Apparently not a lot of drivers in Scarborough.
Last week, police carried out an eight-hour radar detail from the cab of a Department of Public Works truck and nabbed 96 drivers for operating at least 5 mph over the 35-mph speed limit. Police issued 19 summonses for speeding and other violations during the operation, Sgt. John O'Malley said. One driver was clocked at a speed of 60 mph and one of the summonses issued was for operating after suspension.
The Scarborough Special Enforcement Unit conducted the operation Sept. 10 from 6 a.m. to 2 p.m. on Payne, Holmes and Running Hill Roads, O'Malley said. During that time, two officers were based in the truck, relaying license plate numbers and descriptions of speeding vehicles to officers who waited in "chase cars" and on a motorcycle.
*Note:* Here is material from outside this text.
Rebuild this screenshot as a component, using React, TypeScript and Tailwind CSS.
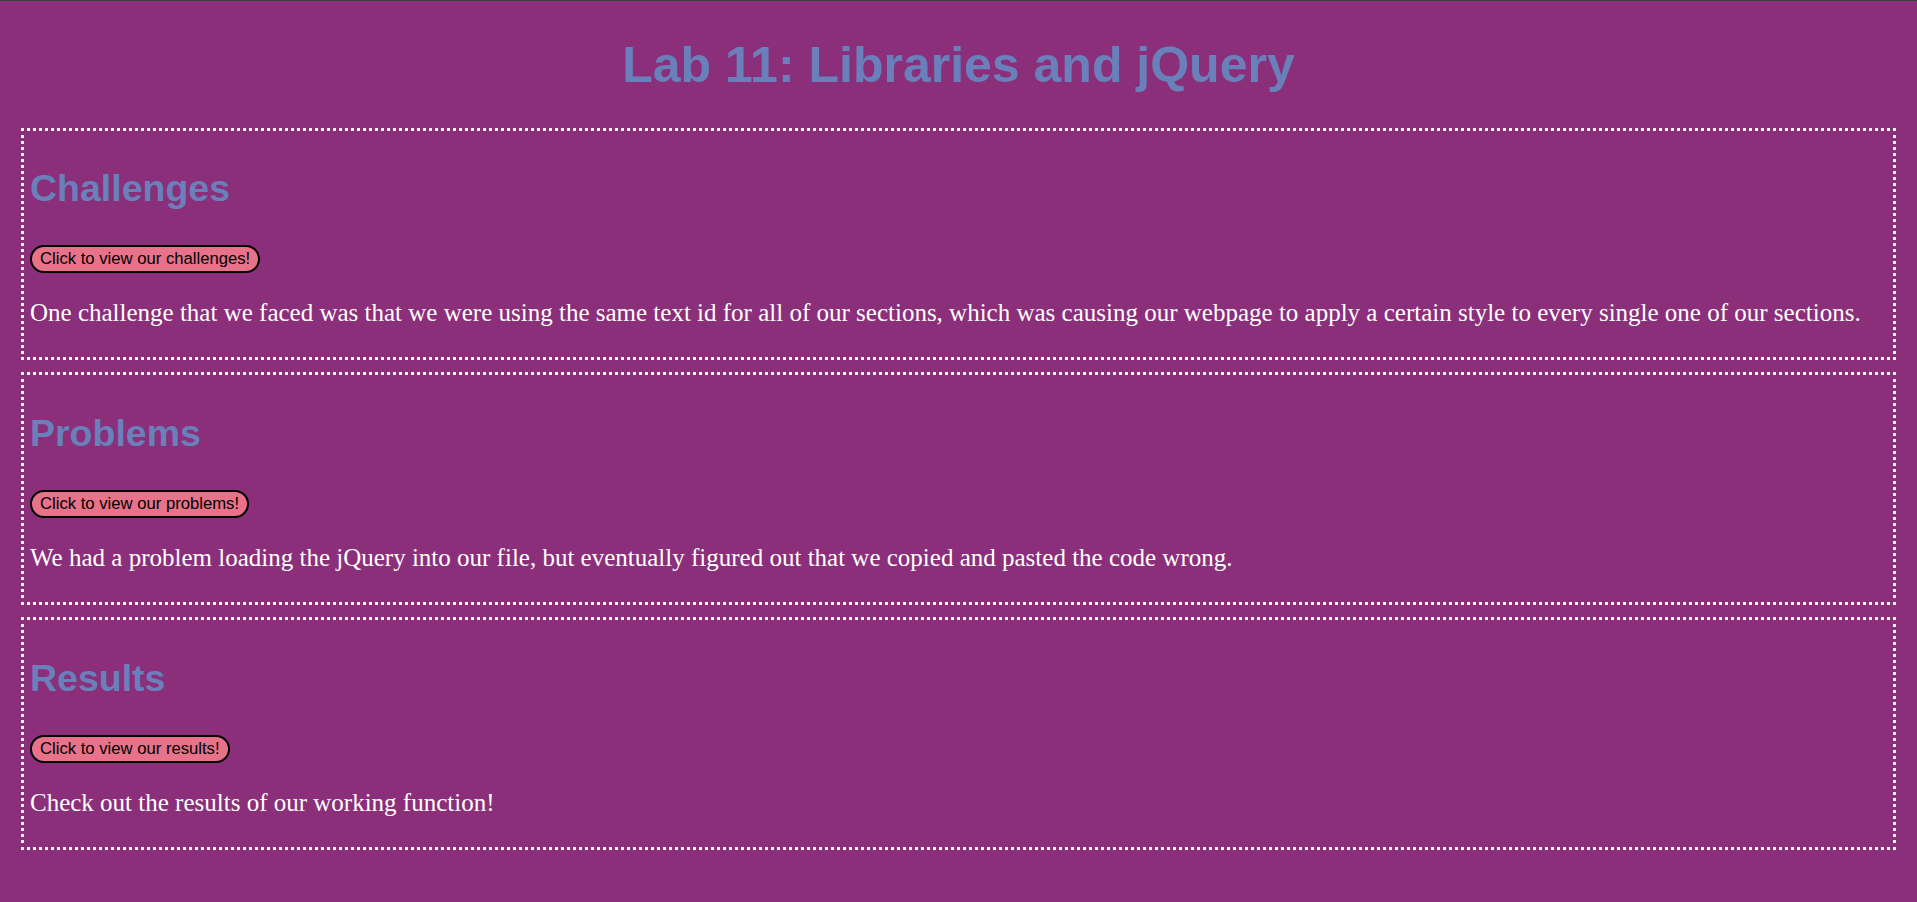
const sections = [
  {
    title: "Challenges",
    button: "Click to view our challenges!",
    text: "One challenge that we faced was that we were using the same text id for all of our sections, which was causing our webpage to apply a certain style to every single one of our sections.",
  },
  {
    title: "Problems",
    button: "Click to view our problems!",
    text: "We had a problem loading the jQuery into our file, but eventually figured out that we copied and pasted the code wrong.",
  },
  {
    title: "Results",
    button: "Click to view our results!",
    text: "Check out the results of our working function!",
  },
];

function Section({ title, button, text }: { title: string; button: string; text: string }) {
  return (
    <section className="border-[3px] border-dotted border-white px-[6px] pt-[6px] pb-[30.5px]">
      <h2 className="mt-[30.5px] text-[37.5px] font-bold leading-[normal] text-[#6a80ba] font-['Liberation_Sans',Arial,sans-serif]">
        {title}
      </h2>
      <div className="mt-[35.3px] flex">
        <button className="rounded-[14px] border-2 border-black bg-[#e8728a] px-[8px] py-[2px] text-[16.67px] leading-[normal] text-black font-['Liberation_Sans',Arial,sans-serif]">
          {button}
        </button>
      </div>
      <p className="mt-[25.7px] text-[25px] leading-[normal] text-white font-['Liberation_Serif','Times_New_Roman',serif]">
        {text}
      </p>
    </section>
  );
}

export default function App() {
  return (
    <div className="min-h-screen border-t border-[#3c3c3c] bg-[#8b2f7b] pb-[52px]">
      <h1 className="pt-[35px] text-center text-[50px] font-bold leading-[normal] text-[#6a80ba] font-['Liberation_Sans',Arial,sans-serif]">
        Lab 11: Libraries and jQuery
      </h1>
      <div className="mx-[21px] mt-[33.5px] flex flex-col gap-[12px]">
        {sections.map((s) => (
          <Section key={s.title} {...s} />
        ))}
      </div>
    </div>
  );
}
According O'Malley, who spearheaded the effort and operated the radar gun, in each case the truck was parked close to the road and was clearly visible to motorists, but at the same time, was not positioned to obstruct traffic. O'Malley said while he was on duty, he never tried to hide the gun or the fact that he was with the police.
He said police targeted traffic along those roads because they are the three about which they receive the most speeding complaints.
"Though our mission was focused primarily on speed, we were able to observe other violations such as inspection stickers, registration stickers, vehicle defects and seat belts," O'Malley said.
He admitted that not everyone was pleased by the sting, but said overall the response was positive.
Police Chief Robert Moulton came up with the idea of camouflaging the radar operation with a nondescript vehicle to catch unsuspecting speeders. The unit plans to conduct future operations in other mystery vehicles.
"The plan is, we will randomly deploy it at random times and different days of the week. It leaves people with the sense that they don't know where and when it might happen," Moulton said. "If we use a Public Works vehicle, next time they see a Public Works vehicle, they don't know if a radar's sitting in it or a Public Works guy. Voluntary compliance is our goal."
Moulton said speeding complaints are up in many areas of town. And with school back in session, he said it's particularly important to get people's attention. Though no schedule has been set for future camouflage operations, he said he plans to conduct the detail an average of up to three times a month.
"I don't want to get set on that, either," he said. "We might run it two days in a row; we might go two months without one. It could be an unmarked car; it could be anything. That's the point of it – people shouldn't be tipped off."